[Set problem]:
Print the lines of the listing below verbatim from its first line through the line bearing "const dashes = '------------------------'". Any pictures are to be omitted.

########################################

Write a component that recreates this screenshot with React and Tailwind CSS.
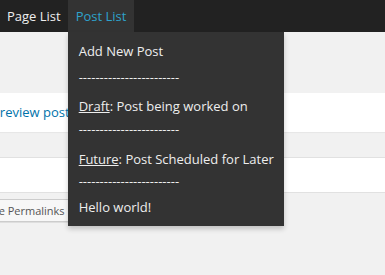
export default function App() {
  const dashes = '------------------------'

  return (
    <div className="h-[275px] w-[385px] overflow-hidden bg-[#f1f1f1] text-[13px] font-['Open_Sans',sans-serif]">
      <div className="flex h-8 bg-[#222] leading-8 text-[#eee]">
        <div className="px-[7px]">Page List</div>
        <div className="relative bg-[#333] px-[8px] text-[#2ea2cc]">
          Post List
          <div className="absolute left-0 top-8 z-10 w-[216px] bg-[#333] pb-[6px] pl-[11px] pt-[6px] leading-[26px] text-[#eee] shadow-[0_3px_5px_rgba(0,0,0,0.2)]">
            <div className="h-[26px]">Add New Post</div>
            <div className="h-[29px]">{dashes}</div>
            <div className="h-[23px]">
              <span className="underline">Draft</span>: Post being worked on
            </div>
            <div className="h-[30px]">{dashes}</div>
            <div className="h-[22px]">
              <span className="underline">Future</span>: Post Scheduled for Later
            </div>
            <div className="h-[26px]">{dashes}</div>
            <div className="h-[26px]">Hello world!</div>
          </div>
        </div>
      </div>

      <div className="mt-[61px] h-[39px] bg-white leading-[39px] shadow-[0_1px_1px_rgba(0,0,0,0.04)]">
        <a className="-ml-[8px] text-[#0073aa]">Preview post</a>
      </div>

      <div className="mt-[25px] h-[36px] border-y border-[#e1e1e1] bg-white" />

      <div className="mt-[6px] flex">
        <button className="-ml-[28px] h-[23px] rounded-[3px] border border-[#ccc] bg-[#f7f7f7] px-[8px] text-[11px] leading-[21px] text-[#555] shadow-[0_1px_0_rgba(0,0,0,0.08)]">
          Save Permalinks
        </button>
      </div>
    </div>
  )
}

########################################

[Task answer]:
Write a component that recreates this screenshot with React and Tailwind CSS.
export default function App() {
  const dashes = '------------------------'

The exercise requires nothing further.